Set exercise:
Please say how many lines of the listing hold "would", with no other words in the answer.

## begin

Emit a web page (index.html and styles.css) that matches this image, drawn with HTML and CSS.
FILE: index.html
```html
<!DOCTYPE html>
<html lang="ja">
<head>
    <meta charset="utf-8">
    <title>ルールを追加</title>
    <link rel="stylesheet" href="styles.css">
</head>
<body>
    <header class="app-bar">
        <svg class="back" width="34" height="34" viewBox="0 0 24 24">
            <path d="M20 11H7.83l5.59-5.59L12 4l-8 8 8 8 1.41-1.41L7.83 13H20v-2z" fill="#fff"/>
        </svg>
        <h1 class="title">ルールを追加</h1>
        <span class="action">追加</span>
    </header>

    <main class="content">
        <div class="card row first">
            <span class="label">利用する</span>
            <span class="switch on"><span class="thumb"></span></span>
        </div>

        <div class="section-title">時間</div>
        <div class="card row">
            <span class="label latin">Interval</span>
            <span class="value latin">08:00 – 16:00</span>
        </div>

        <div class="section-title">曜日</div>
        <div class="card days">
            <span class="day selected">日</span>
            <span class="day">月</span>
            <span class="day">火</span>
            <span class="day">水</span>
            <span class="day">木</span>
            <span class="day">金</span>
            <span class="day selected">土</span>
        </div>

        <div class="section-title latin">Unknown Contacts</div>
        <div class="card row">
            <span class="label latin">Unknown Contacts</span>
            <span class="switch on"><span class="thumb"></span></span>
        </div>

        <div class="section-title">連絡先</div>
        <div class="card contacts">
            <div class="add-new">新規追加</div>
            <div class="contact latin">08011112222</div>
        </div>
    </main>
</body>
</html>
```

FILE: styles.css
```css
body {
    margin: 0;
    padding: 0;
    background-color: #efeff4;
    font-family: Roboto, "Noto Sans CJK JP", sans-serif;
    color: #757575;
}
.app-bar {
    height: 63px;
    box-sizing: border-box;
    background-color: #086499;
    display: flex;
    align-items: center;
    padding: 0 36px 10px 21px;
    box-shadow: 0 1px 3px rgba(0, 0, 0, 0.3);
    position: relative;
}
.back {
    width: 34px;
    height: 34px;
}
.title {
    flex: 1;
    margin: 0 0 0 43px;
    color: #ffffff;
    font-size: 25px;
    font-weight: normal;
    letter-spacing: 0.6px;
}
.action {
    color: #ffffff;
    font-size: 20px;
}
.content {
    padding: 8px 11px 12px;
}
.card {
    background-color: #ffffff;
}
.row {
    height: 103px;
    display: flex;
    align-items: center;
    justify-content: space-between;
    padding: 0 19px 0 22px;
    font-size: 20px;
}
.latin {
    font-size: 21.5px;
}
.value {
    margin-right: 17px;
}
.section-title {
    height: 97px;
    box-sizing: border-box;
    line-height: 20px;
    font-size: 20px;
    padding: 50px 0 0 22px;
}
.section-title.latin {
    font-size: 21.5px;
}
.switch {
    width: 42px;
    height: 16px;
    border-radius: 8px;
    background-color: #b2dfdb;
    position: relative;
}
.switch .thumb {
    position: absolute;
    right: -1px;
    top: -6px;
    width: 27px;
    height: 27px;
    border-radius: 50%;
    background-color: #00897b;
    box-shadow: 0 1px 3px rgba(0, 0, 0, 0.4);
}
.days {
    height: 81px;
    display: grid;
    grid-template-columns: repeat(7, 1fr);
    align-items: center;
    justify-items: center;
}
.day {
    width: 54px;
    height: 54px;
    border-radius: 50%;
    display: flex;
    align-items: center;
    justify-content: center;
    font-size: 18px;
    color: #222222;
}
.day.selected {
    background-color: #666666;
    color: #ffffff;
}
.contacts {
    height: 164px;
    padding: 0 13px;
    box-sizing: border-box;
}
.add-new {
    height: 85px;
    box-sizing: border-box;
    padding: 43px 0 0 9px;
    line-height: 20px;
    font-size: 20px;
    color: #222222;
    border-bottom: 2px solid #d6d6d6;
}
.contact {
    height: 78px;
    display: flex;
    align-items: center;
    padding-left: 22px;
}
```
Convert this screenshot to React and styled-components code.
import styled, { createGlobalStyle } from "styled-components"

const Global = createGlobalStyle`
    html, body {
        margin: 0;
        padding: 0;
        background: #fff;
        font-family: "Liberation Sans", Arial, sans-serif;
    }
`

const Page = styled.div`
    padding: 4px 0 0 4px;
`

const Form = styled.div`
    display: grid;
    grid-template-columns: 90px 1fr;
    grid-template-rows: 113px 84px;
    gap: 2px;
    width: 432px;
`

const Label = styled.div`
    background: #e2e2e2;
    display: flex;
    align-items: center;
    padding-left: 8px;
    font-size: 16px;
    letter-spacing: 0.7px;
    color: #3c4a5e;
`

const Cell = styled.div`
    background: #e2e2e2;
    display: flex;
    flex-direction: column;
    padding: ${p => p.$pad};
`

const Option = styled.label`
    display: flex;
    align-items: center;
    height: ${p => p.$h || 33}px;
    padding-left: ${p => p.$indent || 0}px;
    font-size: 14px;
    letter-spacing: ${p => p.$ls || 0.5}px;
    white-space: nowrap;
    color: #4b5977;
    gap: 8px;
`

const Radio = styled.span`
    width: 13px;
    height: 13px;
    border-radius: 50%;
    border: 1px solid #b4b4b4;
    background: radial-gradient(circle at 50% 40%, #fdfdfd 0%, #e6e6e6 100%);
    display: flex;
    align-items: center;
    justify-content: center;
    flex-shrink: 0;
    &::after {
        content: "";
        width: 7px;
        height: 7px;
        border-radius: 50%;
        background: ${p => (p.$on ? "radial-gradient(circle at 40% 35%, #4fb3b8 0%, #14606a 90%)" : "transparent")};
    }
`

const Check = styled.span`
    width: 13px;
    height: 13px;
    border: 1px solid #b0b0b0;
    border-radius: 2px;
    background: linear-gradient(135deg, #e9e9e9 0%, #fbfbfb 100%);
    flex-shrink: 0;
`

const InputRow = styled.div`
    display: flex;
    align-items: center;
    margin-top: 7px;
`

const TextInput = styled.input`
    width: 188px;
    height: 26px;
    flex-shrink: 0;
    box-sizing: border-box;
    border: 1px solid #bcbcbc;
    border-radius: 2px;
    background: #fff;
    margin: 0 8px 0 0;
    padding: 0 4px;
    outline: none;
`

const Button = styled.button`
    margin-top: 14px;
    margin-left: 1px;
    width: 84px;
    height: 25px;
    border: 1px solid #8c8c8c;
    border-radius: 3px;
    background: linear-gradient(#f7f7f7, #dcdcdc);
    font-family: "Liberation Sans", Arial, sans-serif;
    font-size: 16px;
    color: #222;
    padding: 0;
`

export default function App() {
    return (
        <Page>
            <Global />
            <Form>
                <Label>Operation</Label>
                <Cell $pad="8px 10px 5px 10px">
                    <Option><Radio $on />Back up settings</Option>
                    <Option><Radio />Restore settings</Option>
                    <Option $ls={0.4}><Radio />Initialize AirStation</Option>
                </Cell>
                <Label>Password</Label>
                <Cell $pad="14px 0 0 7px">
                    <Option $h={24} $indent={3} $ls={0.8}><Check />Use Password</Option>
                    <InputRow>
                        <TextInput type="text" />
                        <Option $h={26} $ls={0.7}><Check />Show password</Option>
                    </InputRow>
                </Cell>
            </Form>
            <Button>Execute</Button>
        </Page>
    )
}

## end
## begin

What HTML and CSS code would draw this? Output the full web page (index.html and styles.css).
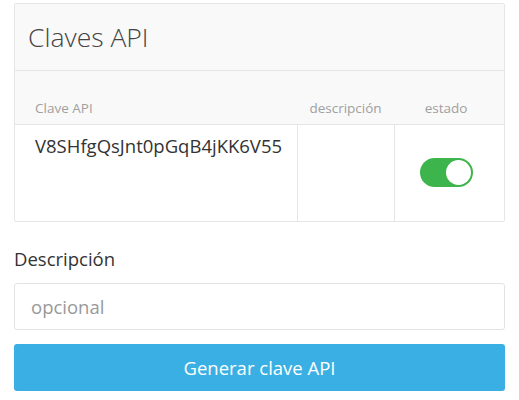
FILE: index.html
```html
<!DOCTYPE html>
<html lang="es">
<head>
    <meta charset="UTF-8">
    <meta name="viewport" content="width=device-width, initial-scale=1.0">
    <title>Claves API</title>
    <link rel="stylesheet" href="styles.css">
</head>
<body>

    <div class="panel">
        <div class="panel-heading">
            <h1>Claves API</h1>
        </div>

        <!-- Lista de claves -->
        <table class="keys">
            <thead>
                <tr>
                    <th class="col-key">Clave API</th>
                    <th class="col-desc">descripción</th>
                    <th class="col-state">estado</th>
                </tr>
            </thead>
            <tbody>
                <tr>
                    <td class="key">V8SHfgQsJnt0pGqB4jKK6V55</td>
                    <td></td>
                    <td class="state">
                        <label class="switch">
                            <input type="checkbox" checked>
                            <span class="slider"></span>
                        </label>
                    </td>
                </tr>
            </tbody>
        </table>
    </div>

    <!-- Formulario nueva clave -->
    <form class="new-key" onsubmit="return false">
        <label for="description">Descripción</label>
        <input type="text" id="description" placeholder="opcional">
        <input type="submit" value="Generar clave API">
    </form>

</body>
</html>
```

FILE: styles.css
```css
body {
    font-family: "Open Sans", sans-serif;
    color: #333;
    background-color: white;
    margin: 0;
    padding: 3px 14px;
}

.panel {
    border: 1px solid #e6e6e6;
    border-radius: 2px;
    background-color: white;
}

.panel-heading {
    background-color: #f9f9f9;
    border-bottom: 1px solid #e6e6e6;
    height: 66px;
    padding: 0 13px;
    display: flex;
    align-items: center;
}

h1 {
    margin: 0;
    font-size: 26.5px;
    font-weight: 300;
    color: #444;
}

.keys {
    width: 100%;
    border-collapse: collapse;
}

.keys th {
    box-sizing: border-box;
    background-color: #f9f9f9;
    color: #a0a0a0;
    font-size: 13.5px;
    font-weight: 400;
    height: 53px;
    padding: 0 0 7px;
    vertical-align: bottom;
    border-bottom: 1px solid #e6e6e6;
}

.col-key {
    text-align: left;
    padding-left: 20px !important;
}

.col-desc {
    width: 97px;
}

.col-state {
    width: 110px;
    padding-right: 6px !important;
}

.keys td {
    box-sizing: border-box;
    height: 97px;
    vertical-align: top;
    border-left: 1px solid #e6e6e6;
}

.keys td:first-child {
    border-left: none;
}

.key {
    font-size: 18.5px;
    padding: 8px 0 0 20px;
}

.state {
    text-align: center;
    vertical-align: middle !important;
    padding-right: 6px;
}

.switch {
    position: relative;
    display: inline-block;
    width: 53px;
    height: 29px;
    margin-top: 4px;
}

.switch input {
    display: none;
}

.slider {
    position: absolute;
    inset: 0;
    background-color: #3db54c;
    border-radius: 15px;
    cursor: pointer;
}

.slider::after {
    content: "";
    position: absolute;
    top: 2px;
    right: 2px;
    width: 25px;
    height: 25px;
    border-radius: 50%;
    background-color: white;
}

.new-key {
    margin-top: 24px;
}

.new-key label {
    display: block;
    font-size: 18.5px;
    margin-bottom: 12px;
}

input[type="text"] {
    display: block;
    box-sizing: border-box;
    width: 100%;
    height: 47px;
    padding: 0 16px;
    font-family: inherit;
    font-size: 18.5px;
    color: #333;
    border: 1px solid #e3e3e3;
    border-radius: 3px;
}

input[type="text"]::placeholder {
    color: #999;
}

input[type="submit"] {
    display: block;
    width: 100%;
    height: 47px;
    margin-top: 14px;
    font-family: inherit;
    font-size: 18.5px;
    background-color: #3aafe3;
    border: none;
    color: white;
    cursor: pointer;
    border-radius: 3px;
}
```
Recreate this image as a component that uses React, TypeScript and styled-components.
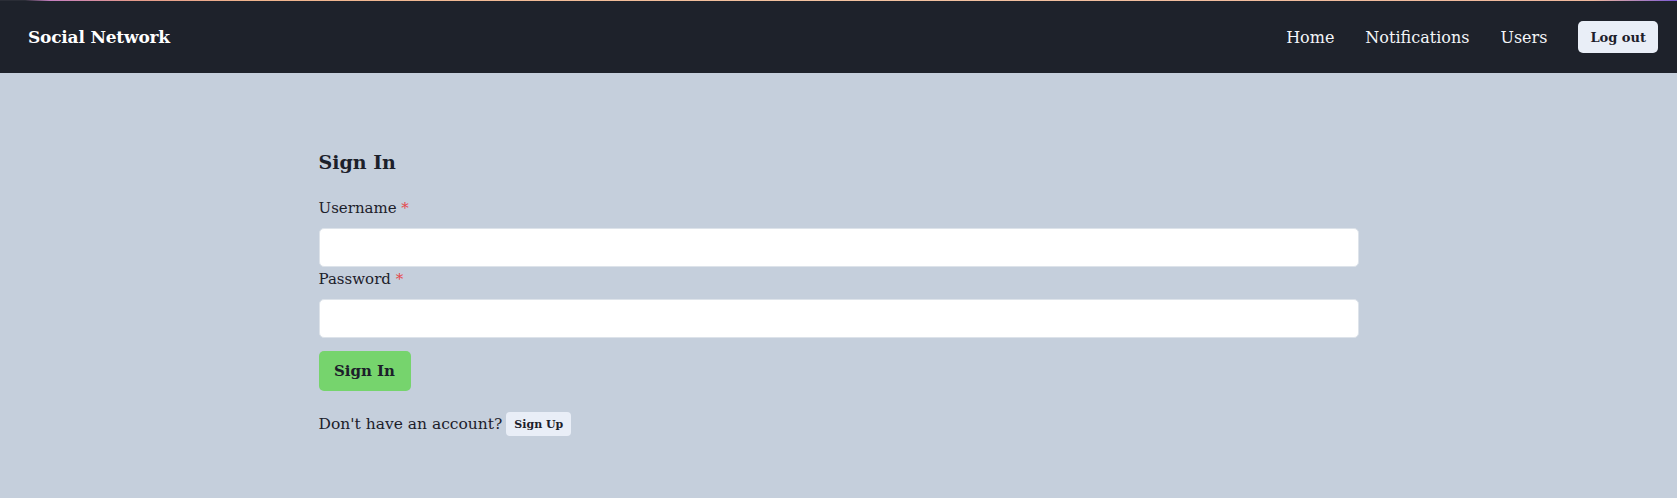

## end
## begin

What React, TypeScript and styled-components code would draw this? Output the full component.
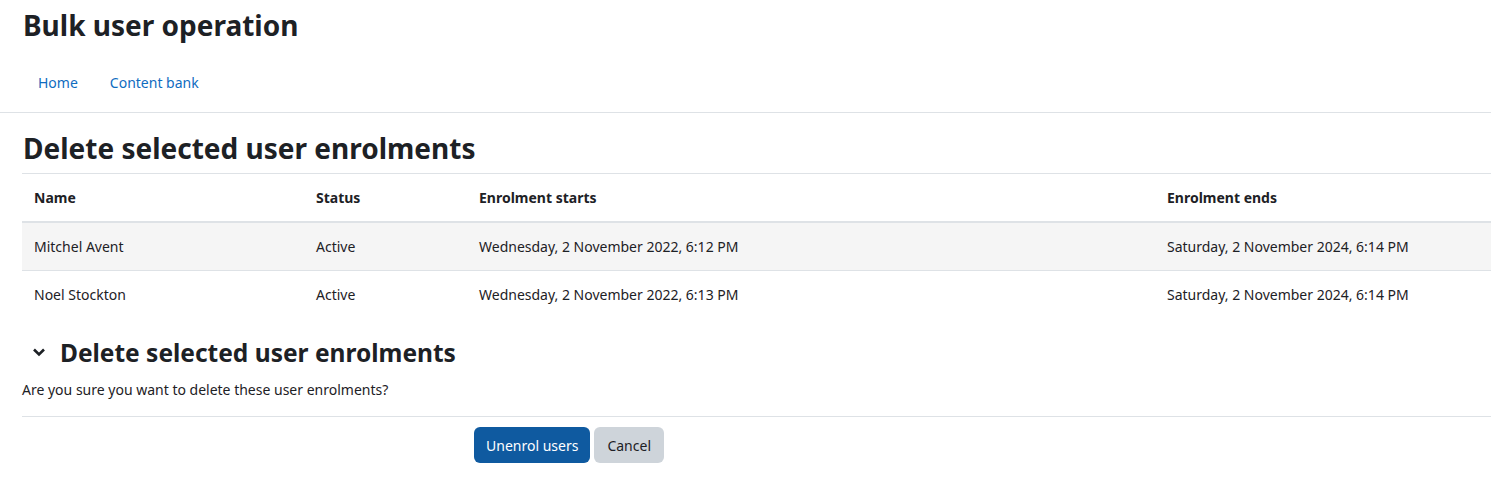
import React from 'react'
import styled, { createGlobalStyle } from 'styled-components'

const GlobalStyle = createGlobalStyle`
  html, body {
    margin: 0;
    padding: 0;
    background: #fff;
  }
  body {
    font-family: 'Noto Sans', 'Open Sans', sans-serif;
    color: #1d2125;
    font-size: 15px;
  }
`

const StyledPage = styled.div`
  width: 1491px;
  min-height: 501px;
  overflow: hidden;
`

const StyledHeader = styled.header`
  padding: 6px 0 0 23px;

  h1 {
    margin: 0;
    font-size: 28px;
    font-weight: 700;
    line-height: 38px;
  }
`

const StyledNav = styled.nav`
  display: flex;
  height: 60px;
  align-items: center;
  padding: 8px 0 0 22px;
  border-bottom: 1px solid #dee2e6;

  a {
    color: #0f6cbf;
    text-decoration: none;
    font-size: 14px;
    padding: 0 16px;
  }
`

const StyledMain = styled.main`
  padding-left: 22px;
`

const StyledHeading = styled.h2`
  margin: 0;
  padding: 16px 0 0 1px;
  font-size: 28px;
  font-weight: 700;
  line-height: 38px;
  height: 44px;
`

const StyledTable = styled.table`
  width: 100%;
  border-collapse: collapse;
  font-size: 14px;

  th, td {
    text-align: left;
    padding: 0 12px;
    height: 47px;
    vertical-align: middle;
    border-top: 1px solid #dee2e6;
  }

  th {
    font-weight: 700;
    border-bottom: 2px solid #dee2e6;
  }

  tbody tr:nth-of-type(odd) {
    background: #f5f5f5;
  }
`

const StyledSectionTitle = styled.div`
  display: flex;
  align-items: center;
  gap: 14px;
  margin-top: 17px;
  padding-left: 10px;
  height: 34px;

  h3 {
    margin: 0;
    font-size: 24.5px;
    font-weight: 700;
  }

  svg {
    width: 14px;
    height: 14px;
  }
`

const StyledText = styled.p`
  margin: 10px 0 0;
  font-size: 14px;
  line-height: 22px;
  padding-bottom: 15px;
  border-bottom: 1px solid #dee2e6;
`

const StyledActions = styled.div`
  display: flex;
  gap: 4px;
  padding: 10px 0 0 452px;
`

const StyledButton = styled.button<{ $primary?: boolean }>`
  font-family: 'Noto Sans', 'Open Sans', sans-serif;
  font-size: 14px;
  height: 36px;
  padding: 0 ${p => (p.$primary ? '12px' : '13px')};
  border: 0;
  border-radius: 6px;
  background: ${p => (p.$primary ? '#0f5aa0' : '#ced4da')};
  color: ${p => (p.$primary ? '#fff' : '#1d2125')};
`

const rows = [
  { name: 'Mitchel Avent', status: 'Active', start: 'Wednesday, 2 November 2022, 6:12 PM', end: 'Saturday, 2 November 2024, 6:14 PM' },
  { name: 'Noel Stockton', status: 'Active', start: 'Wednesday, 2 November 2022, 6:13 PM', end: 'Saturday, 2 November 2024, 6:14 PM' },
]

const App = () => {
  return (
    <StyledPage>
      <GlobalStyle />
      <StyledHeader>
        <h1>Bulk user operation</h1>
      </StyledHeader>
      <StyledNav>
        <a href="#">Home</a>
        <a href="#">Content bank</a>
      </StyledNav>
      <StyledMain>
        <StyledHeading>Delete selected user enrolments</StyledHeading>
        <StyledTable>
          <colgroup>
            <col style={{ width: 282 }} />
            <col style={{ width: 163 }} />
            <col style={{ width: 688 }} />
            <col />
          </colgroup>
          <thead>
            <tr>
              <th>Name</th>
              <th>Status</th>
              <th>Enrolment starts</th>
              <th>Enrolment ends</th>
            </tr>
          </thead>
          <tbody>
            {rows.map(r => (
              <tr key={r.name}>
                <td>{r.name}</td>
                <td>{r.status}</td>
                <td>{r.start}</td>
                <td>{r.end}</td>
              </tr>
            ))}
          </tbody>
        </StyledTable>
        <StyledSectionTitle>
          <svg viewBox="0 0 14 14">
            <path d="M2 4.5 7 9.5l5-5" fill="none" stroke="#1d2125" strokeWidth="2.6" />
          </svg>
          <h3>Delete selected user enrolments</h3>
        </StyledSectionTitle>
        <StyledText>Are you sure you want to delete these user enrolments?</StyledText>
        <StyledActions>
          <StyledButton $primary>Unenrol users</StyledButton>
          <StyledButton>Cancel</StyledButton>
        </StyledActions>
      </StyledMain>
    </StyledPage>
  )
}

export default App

## end

Written answer:
2